Using the listing below, copy exactly the lines from the one containing "The picture is" to the one containing "const op = (method: string, path: string, desc", both lines included, and no others.

▶ **DATA EXCERPT**
============
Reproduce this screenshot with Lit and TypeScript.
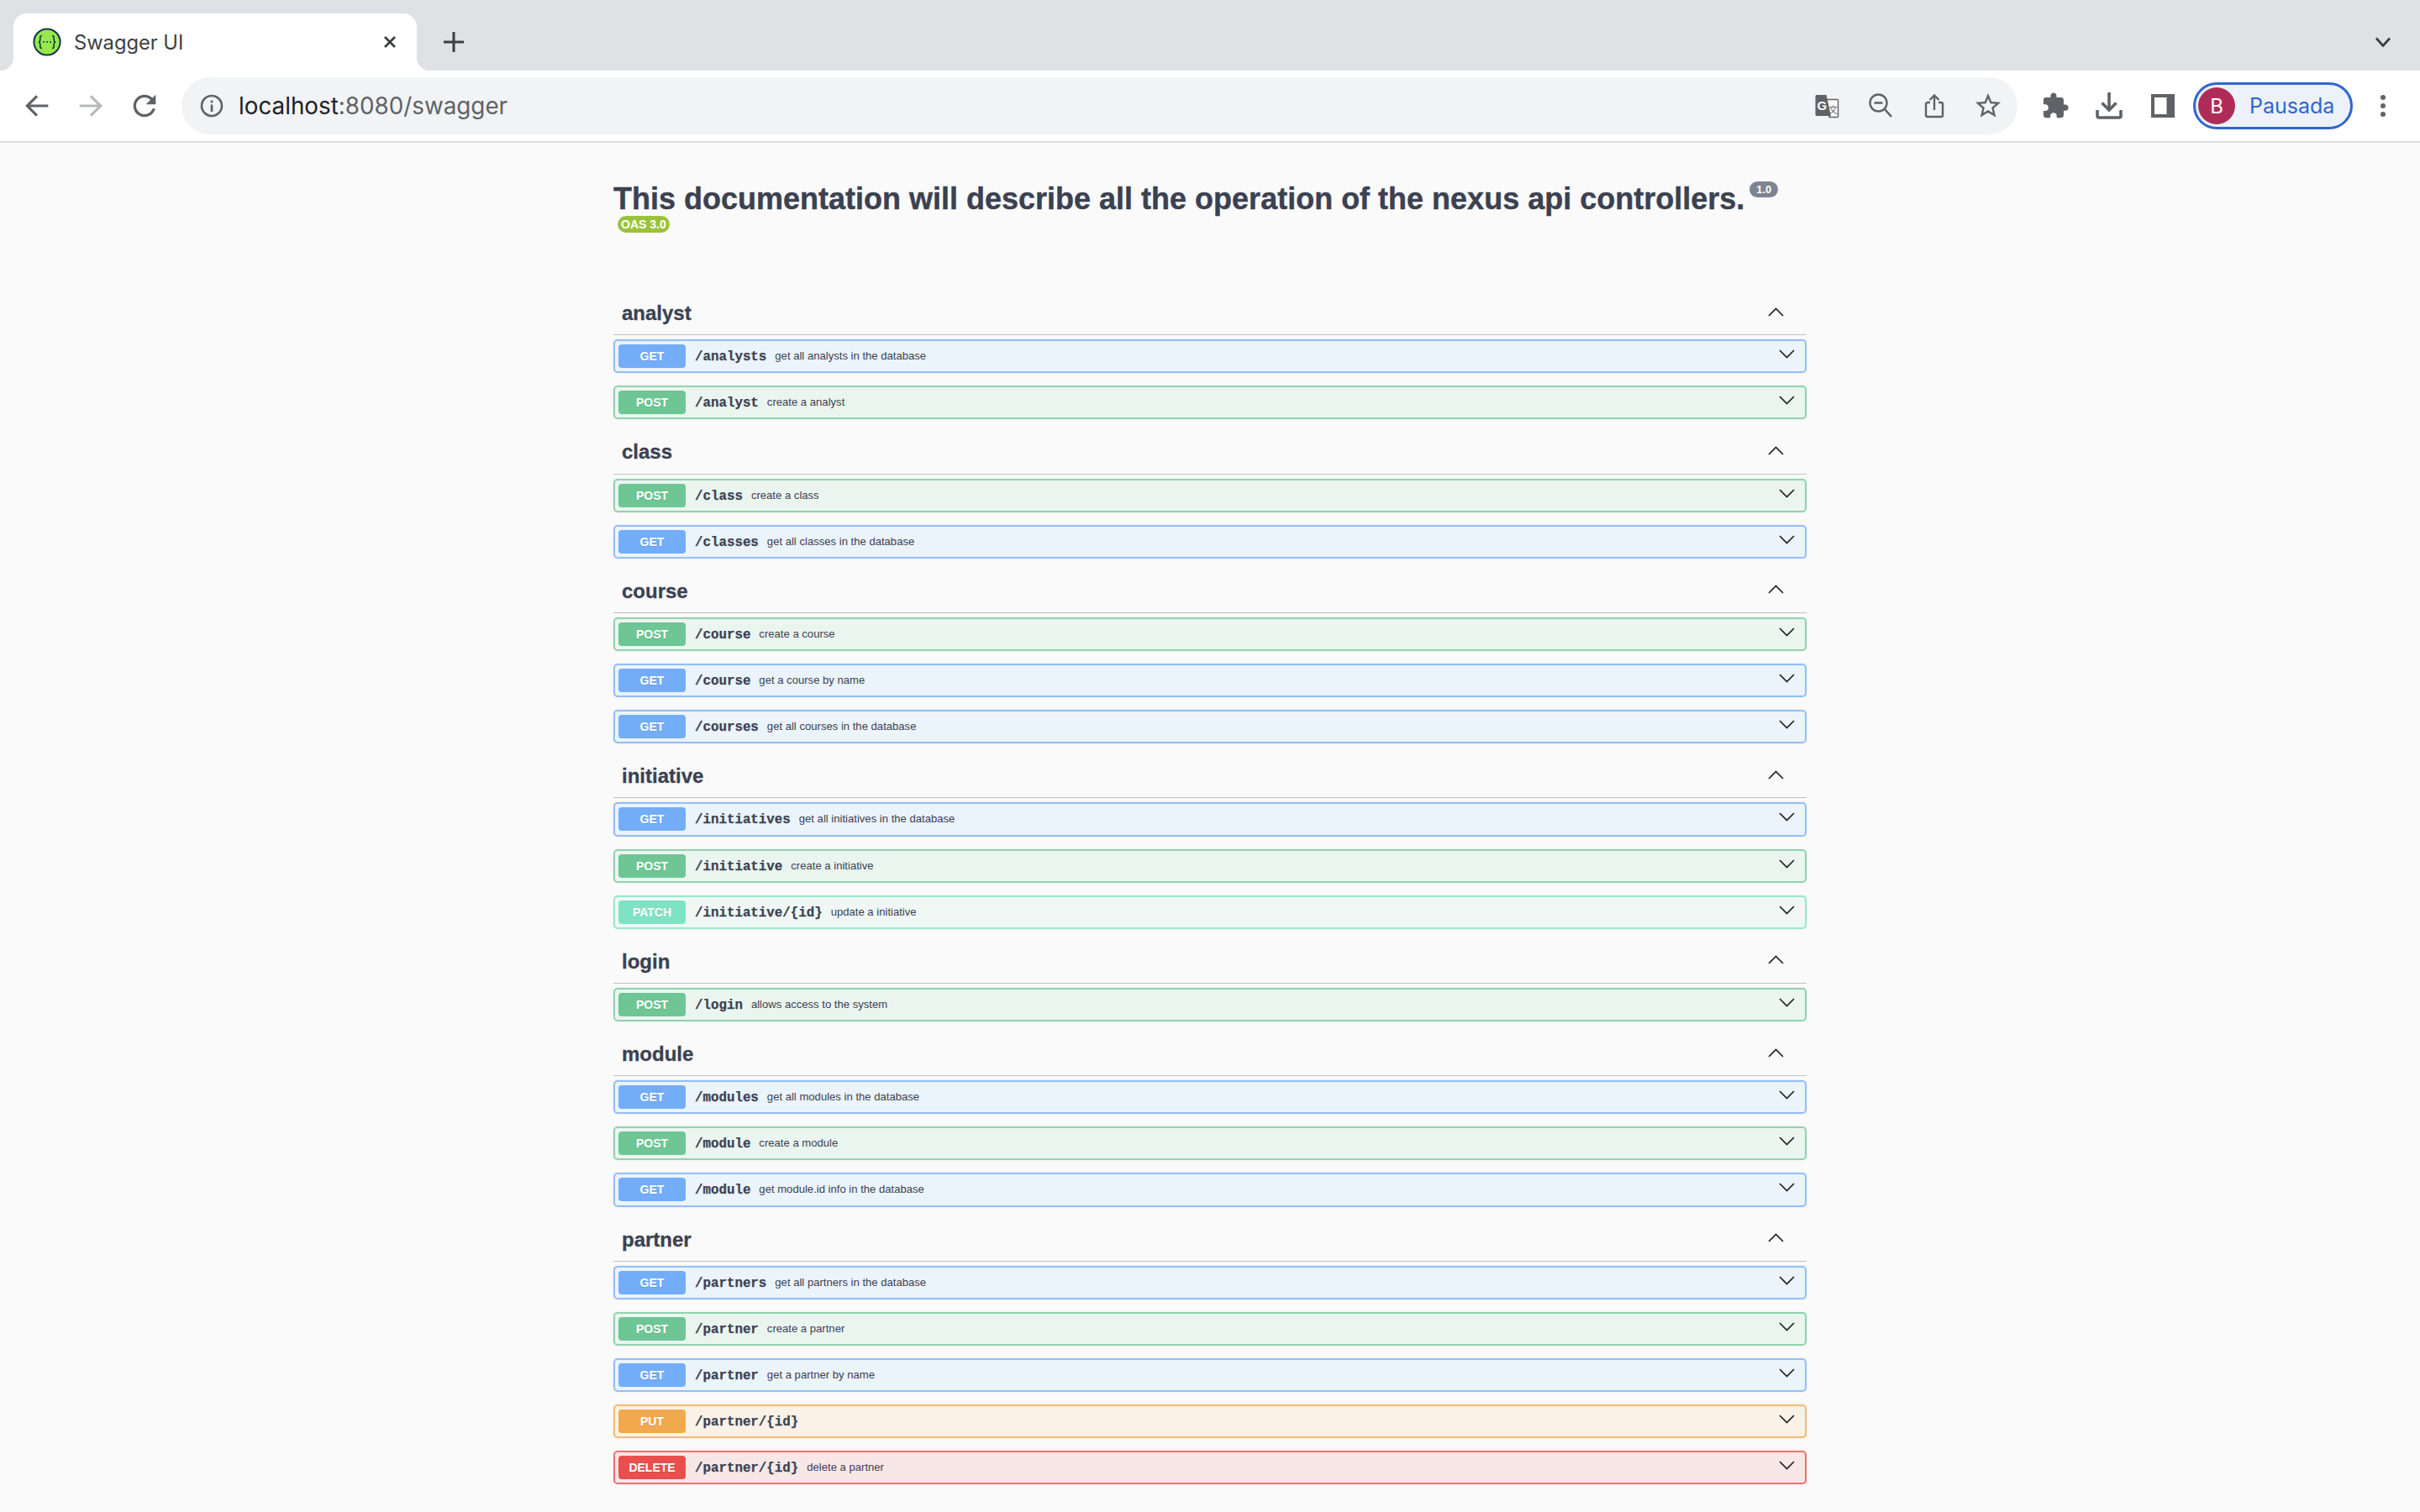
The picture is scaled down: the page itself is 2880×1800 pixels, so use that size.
import { LitElement, css, html, svg } from 'lit';
import { customElement } from 'lit/decorators.js';

type Op = { method: string; path: string; desc: string };
type Tag = { name: string; ops: Op[] };

const op = (method: string, path: string, desc = ''): Op => ({ method, path, desc });

const TAGS: Tag[] = [
  { name: 'analyst', ops: [op('GET', '/analysts', 'get all analysts in the database'), op('POST', '/analyst', 'create a analyst')] },
  { name: 'class', ops: [op('POST', '/class', 'create a class'), op('GET', '/classes', 'get all classes in the database')] },
  {
    name: 'course',
    ops: [
      op('POST', '/course', 'create a course'),
      op('GET', '/course', 'get a course by name'),
      op('GET', '/courses', 'get all courses in the database'),
    ],
  },
  {
    name: 'initiative',
    ops: [
      op('GET', '/initiatives', 'get all initiatives in the database'),
      op('POST', '/initiative', 'create a initiative'),
      op('PATCH', '/initiative/{id}', 'update a initiative'),
    ],
  },
  { name: 'login', ops: [op('POST', '/login', 'allows access to the system')] },
  {
    name: 'module',
    ops: [
      op('GET', '/modules', 'get all modules in the database'),
      op('POST', '/module', 'create a module'),
      op('GET', '/module', 'get module.id info in the database'),
    ],
  },
  {
    name: 'partner',
    ops: [
      op('GET', '/partners', 'get all partners in the database'),
      op('POST', '/partner', 'create a partner'),
      op('GET', '/partner', 'get a partner by name'),
      op('PUT', '/partner/{id}'),
      op('DELETE', '/partner/{id}', 'delete a partner'),
    ],
  },
];

const icon = (size: number, body: unknown, box = 24) => html`<svg
  width=${size}
  height=${size}
  viewBox="0 0 ${box} ${box}"
  fill="currentColor"
>
  ${body}
</svg>`;

@customElement('browser-bar')
export class BrowserBar extends LitElement {
  render() {
    return html`
      <div class="strip">
        <div class="tab">
          <svg class="favicon" width="34" height="34" viewBox="0 0 34 34">
            <circle cx="17" cy="17" r="15.6" fill="#96e84c" stroke="#173647" stroke-width="2" />
            <path
              d="M11 9.5c-2.6 0-2.2 2.2-2.2 4.4 0 1.8-.6 3-2 3.1 1.4.1 2 1.3 2 3.1 0 2.2-.4 4.4 2.2 4.4M23 9.5c2.6 0 2.2 2.2 2.2 4.4 0 1.8.6 3 2 3.1-1.4.1-2 1.3-2 3.1 0 2.2.4 4.4-2.2 4.4"
              fill="none"
              stroke="#173647"
              stroke-width="1.6"
            />
            <circle cx="13" cy="17" r="1" fill="#173647" />
            <circle cx="17" cy="17" r="1" fill="#173647" />
            <circle cx="21" cy="17" r="1" fill="#173647" />
          </svg>
          <span class="tab-title">Swagger UI</span>
          <svg class="tab-close" width="16" height="16" viewBox="0 0 16 16">
            <path d="M2 2l12 12M14 2L2 14" stroke="#3c4043" stroke-width="2.8" fill="none" />
          </svg>
        </div>
        <svg class="new-tab" width="24" height="24" viewBox="0 0 24 24">
          <path d="M12 0v24M0 12h24" stroke="#3c4043" stroke-width="3" fill="none" />
        </svg>
        <svg class="tab-list" width="20" height="12" viewBox="0 0 20 12">
          <path d="M2 1.5l8 9 8-9" stroke="#3c4043" stroke-width="2.8" fill="none" />
        </svg>
      </div>
      <div class="toolbar">
        <span class="btn">
          ${icon(40, svg`<path d="M20 12H5M12 5l-7 7 7 7" fill="none" stroke="currentColor" stroke-width="1.9"/>`)}
        </span>
        <span class="btn off">
          ${icon(40, svg`<path d="M4 12h15M12 5l7 7-7 7" fill="none" stroke="currentColor" stroke-width="1.9"/>`)}
        </span>
        <span class="btn">
          ${icon(
            40,
            svg`<path d="M17.65 6.35A7.958 7.958 0 0 0 12 4c-4.42 0-7.99 3.58-7.99 8s3.57 8 7.99 8c3.73 0 6.84-2.55 7.73-6h-2.08A5.99 5.99 0 0 1 12 18c-3.31 0-6-2.69-6-6s2.69-6 6-6c1.66 0 3.14.69 4.22 1.78L13 11h7V4l-2.35 2.35z"/>`
          )}
        </span>
        <div class="omnibox">
          <span class="site-info">
            <svg width="28" height="28" viewBox="0 0 28 28">
              <circle cx="14" cy="14" r="12" fill="none" stroke="currentColor" stroke-width="2.6" />
              <rect x="12.7" y="12.5" width="2.6" height="8.5" fill="currentColor" />
              <rect x="12.7" y="7.6" width="2.6" height="2.8" fill="currentColor" />
            </svg>
          </span>
          <span class="url"><span class="host">localhost</span>:8080/swagger</span>
          <span class="btn">
            <svg width="30" height="30" viewBox="0 0 30 30">
              <path d="M13 7.5h14.5a1 1 0 0 1 1 1v19a1 1 0 0 1-1 1H18z" fill="#fafafa" stroke="currentColor" stroke-width="1.4" />
              <path d="M3 2h11.5l5.5 25H3a1.5 1.5 0 0 1-1.5-1.5v-22A1.5 1.5 0 0 1 3 2z" fill="currentColor" />
              <text class="glyph-g" x="3.5" y="20">G</text>
              <text class="glyph-wen" x="17" y="24">文</text>
            </svg>
          </span>
          <span class="btn">
            <svg width="30" height="32" viewBox="0 0 30 32">
              <circle cx="12.5" cy="12.5" r="10" fill="none" stroke="currentColor" stroke-width="2.4" />
              <path d="M7.5 12.5h10M19.5 19.5L28 29" fill="none" stroke="currentColor" stroke-width="2.6" />
            </svg>
          </span>
          <span class="btn">
            <svg width="24" height="30" viewBox="0 0 24 30">
              <path
                d="M7 11H4a2 2 0 0 0-2 2v13a2 2 0 0 0 2 2h16a2 2 0 0 0 2-2V13a2 2 0 0 0-2-2h-3M12 20V2.5M6.5 8L12 2.5 17.5 8"
                fill="none"
                stroke="currentColor"
                stroke-width="2.4"
              />
            </svg>
          </span>
          <span class="btn">
            ${icon(
              36,
              svg`<path d="M22 9.24l-7.19-.62L12 2 9.19 8.63 2 9.24l5.46 4.73L5.82 21 12 17.27 18.18 21l-1.63-7.03L22 9.24zM12 15.4l-3.76 2.27 1-4.28-3.32-2.88 4.38-.38L12 6.1l1.71 4.04 4.38.38-3.32 2.88 1 4.28L12 15.4z"/>`
            )}
          </span>
        </div>
        <span class="btn ext">
          ${icon(
            34,
            svg`<path d="M20.5 11H19V7c0-1.1-.9-2-2-2h-4V3.5C13 2.12 11.88 1 10.5 1S8 2.12 8 3.5V5H4c-1.1 0-1.99.9-1.99 2v3.8H3.5c1.49 0 2.7 1.21 2.7 2.7s-1.21 2.7-2.7 2.7H2V20c0 1.1.9 2 2 2h3.8v-1.5c0-1.49 1.21-2.7 2.7-2.7 1.49 0 2.7 1.21 2.7 2.7V22H17c1.1 0 2-.9 2-2v-4h1.5c1.38 0 2.5-1.12 2.5-2.5S21.88 11 20.5 11z"/>`
          )}
        </span>
        <span class="btn">
          <svg width="32" height="32" viewBox="0 0 32 32">
            <path d="M16 0v20M7.5 12.5L16 21l8.5-8.5" fill="none" stroke="currentColor" stroke-width="3.6" />
            <path d="M2 21v7a2 2 0 0 0 2 2h24a2 2 0 0 0 2-2v-7" fill="none" stroke="currentColor" stroke-width="3.6" />
          </svg>
        </span>
        <span class="btn">
          <svg width="28" height="28" viewBox="0 0 28 28">
            <path fill-rule="evenodd" d="M0 0h28v28H0zM4 4v20h14.5V4z" fill="currentColor" />
          </svg>
        </span>
        <div class="profile">
          <span class="avatar">B</span>
          <span class="profile-name">Pausada</span>
        </div>
        <span class="btn menu">
          <svg width="8" height="30" viewBox="0 0 8 30">
            <circle cx="4" cy="5" r="3" fill="currentColor" />
            <circle cx="4" cy="15" r="3" fill="currentColor" />
            <circle cx="4" cy="25" r="3" fill="currentColor" />
          </svg>
        </span>
      </div>
    `;
  }

  static styles = css`
    :host {
      display: block;
      font-family: Inter, Roboto, 'Liberation Sans', sans-serif;
      color: #5f6368;
    }
    .strip {
      height: 84px;
      background: #dfe1e5;
      display: flex;
      align-items: flex-end;
      padding-left: 16px;
    }
    .tab {
      position: relative;
      width: 480px;
      height: 68px;
      background: #fff;
      border-radius: 16px 16px 0 0;
      display: flex;
      align-items: center;
      box-sizing: border-box;
      padding-left: 23px;
    }
    .tab::before,
    .tab::after {
      content: '';
      position: absolute;
      bottom: 0;
      width: 16px;
      height: 16px;
    }
    .tab::before {
      left: -16px;
      background: radial-gradient(circle at 0 0, #dfe1e5 16px, #fff 16.5px);
    }
    .tab::after {
      right: -16px;
      background: radial-gradient(circle at 100% 0, #dfe1e5 16px, #fff 16.5px);
    }
    .tab-title {
      margin-left: 15px;
      font-size: 23.7px;
      color: #3c4043;
      white-space: nowrap;
    }
    .tab-close {
      margin-left: auto;
      margin-right: 24px;
    }
    .new-tab {
      margin: 0 0 22px 32px;
    }
    .tab-list {
      margin: 0 34px 28px auto;
    }
    .toolbar {
      height: 84px;
      background: #fff;
      display: flex;
      align-items: center;
      padding: 0 12px;
      box-sizing: border-box;
    }
    .btn {
      width: 64px;
      height: 64px;
      flex: none;
      display: flex;
      align-items: center;
      justify-content: center;
    }
    .off {
      color: #b6b8bb;
    }
    .omnibox {
      flex: 1;
      height: 68px;
      margin-left: 12px;
      border-radius: 34px;
      background: #f1f3f4;
      display: flex;
      align-items: center;
      padding: 0 3px 0 22px;
    }
    .site-info {
      display: flex;
    }
    .url {
      flex: 1;
      margin-left: 18px;
      font-size: 27.8px;
      color: #5f6368;
    }
    .host {
      color: #202124;
    }
    .glyph-g {
      font: 700 15px 'Liberation Sans', sans-serif;
      fill: #fff;
    }
    .glyph-wen {
      font: 400 11px 'Noto Sans CJK SC', sans-serif;
      fill: currentColor;
    }
    .ext {
      margin-left: 13px;
    }
    .profile {
      width: 190px;
      height: 56px;
      margin-left: 4px;
      box-sizing: border-box;
      border: 3px solid #2f66cf;
      border-radius: 28px;
      background: #ecf1fb;
      display: flex;
      align-items: center;
      padding-left: 3px;
    }
    .avatar {
      width: 44px;
      height: 44px;
      border-radius: 50%;
      background: #b02c58;
      color: #fff;
      font-size: 24px;
      display: flex;
      align-items: center;
      justify-content: center;
    }
    .profile-name {
      margin-left: 17px;
      font-size: 25px;
      color: #2f66cf;
    }
    .menu {
      margin-left: 4px;
    }
  `;
}

@customElement('swagger-doc')
export class SwaggerDoc extends LitElement {
  renderOp(o: Op) {
    return html`<div class="op ${o.method.toLowerCase()}">
      <span class="method">${o.method}</span>
      <span class="path">${o.path}</span>
      <span class="desc">${o.desc}</span>
      <svg class="chev" width="19" height="11" viewBox="0 0 19 11">
        <path d="M1 1l8.5 8.5L18 1" fill="none" stroke="#222" stroke-width="1.7" />
      </svg>
    </div>`;
  }

  renderTag(t: Tag) {
    return html`<section>
      <h3 class="tag">
        <span>${t.name}</span>
        <svg class="chev-up" width="19" height="11" viewBox="0 0 19 11">
          <path d="M1 10l8.5-8.5L18 10" fill="none" stroke="#222" stroke-width="1.7" />
        </svg>
      </h3>
      ${t.ops.map((o) => this.renderOp(o))}
    </section>`;
  }

  render() {
    return html`
      <div class="title-row">
        <h2>This documentation will describe all the operation of the nexus api controllers.</h2>
        <span class="version">1.0</span>
      </div>
      <span class="oas">OAS 3.0</span>
      <div class="tags">${TAGS.map((t) => this.renderTag(t))}</div>
    `;
  }

  static styles = css`
    :host {
      display: block;
      width: 1420px;
      margin: 0 auto;
      padding-top: 47px;
      font-family: 'Liberation Sans', Arial, sans-serif;
      color: #3b4151;
    }
    .title-row {
      display: flex;
      align-items: flex-start;
    }
    h2 {
      margin: 0;
      font-size: 36px;
      line-height: 40px;
      font-weight: 700;
      white-space: nowrap;
      -webkit-text-stroke: 0.4px #3b4151;
    }
    .version {
      margin: -1px 0 0 6px;
      height: 19px;
      padding: 0 8px;
      border-radius: 10px;
      background: #7d8492;
      color: #fff;
      font-size: 13px;
      line-height: 19px;
      font-weight: 700;
    }
    .oas {
      display: block;
      width: fit-content;
      margin-left: 5px;
      height: 20px;
      padding: 0 4px;
      border-radius: 10px;
      background: #9bc33a;
      color: #fff;
      font-size: 14px;
      line-height: 20px;
      font-weight: 700;
    }
    .tags {
      margin-top: 72px;
    }
    .tag {
      margin: 0 0 5px;
      height: 50.125px;
      box-sizing: border-box;
      border-bottom: 1px solid #bfc0c3;
      padding: 0 27px 1px 10px;
      display: flex;
      align-items: center;
      justify-content: space-between;
      font-size: 24px;
      font-weight: 700;
      -webkit-text-stroke: 0.3px #3b4151;
    }
    .chev-up {
      margin-bottom: 4px;
    }
    .chev {
      margin-bottom: 5px;
    }
    .op {
      height: 40.125px;
      margin-bottom: 15px;
      box-sizing: border-box;
      border: 2px solid;
      border-radius: 5px;
      display: flex;
      align-items: center;
      padding: 0 12px 0 4px;
      box-shadow: 0 0 3px rgba(0, 0, 0, 0.08);
    }
    .method {
      width: 80px;
      height: 28px;
      flex: none;
      border-radius: 4px;
      color: #fff;
      font-size: 14px;
      line-height: 28px;
      font-weight: 700;
      text-align: center;
      text-shadow: 0 1px 0 rgba(0, 0, 0, 0.1);
    }
    .path {
      margin: 2px 0 0 11px;
      font-family: 'Liberation Mono', monospace;
      font-size: 15.8px;
      font-weight: 700;
      -webkit-text-stroke: 0.25px #3b4151;
    }
    .desc {
      flex: 1;
      margin: 0 0 1px 10px;
      font-size: 13.1px;
    }
    .get {
      background: #ebf3fb;
      border-color: #93bff7;
    }
    .get .method {
      background: #73adf8;
    }
    .post {
      background: #ebf5f0;
      border-color: #90d3ae;
    }
    .post .method {
      background: #6dc694;
    }
    .patch {
      background: #eff8f5;
      border-color: #98e8cd;
    }
    .patch .method {
      background: #7ee3c2;
    }
    .put {
      background: #faf1e7;
      border-color: #f4ba72;
    }
    .put .method {
      background: #f1a94d;
    }
    .delete {
      background: #f8e7e7;
      border-color: #ed726f;
    }
    .delete .method {
      background: #e94f4c;
    }
  `;
}

@customElement('app-root')
export class AppRoot extends LitElement {
  render() {
    return html`<browser-bar></browser-bar>
      <div class="rule"></div>
      <swagger-doc></swagger-doc>`;
  }

  static styles = css`
    :host {
      display: block;
      width: 2880px;
      height: 1800px;
      overflow: hidden;
      background: #fafafa;
    }
    .rule {
      height: 2px;
      background: #dadce0;
    }
  `;
}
============
▶ **OUTPUT FOR THIS EXERCISE**
The picture is scaled down: the page itself is 2880×1800 pixels, so use that size.
import { LitElement, css, html, svg } from 'lit';
import { customElement } from 'lit/decorators.js';

type Op = { method: string; path: string; desc: string };
type Tag = { name: string; ops: Op[] };

const op = (method: string, path: string, desc = ''): Op => ({ method, path, desc });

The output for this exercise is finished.